A good example would be to send out a company wide email with something like this:
The company has decided that everyone may continue to work remotely until July 1st. We may re-open our offices earlier if possible. But even if our offices open earlier for those who want to come in, we won't require anyone to return before July 1st.
This allows for your employees to plan their work and personal schedules accordingly and gives your company the flexibility to adjust as needed to the unknown. An added benefit of this is that your employees can plan their upcoming expenses for things like child-care, transportation, and parking which could save them money. It may not seem like much, but extrapolated across the entire company, it adds up.
On that note, there may be services that your company provides or pays for that are now going unused and could be cancelled or paused to save the company money. Check with your facilities and IT teams to see if they have any ideas on cost saving measures.
Guidance for Non-Exempt Employees
In Overtime Pay: Exempt vs. Non-Exempt we talked about the differences between Exempt employees working in a yearly salaried position and Non-Exempt or hourly employees and the benefits of both types.
For exempt or salaried employees, they hopefully aren’t seeing any big changes to their pay stub or how they report their time. For non-exempt or hourly employees, it is going to be a little different. You want to set guidelines for clocking in and out along with communicating what is appropriate conduct while on the clock.
Evaluate Long Term Technology Solutions
Working remotely has forced almost every company to adapt, and has drug some kicking-and-screaming into modernizing how business is conducted.
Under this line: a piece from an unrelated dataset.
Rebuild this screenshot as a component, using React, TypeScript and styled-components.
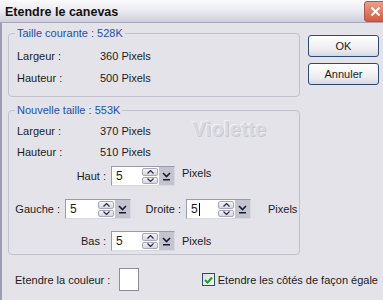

For many it’s been a bit of shock to the system, followed by a scramble just to get up and running. Now is a good time to look at the technologies you are using and evaluate if it is still the best option going forward.
Areas to consider include video conferencing platforms like Google Meet, Microsoft Teams, or Zoom. Additional security measures like setting up a Virtual Private Network and two factor authentication. Even finding software solutions that can run anywhere like our all-in-one HRIS BerniePortal, which gives employees and HR teams secure access whether they're in the office, at home or even on the go.
Keep What Works
Some companies will find advantages in working remotely and be able to incorporate those into the company culture in the future. These are challenging times, but it also provides an opportunity for HR parties of one and their companies to re-evaluate how they work and communicate. So be mindful of what is working and what isn’t. And remember, your job is as strategic as you make it.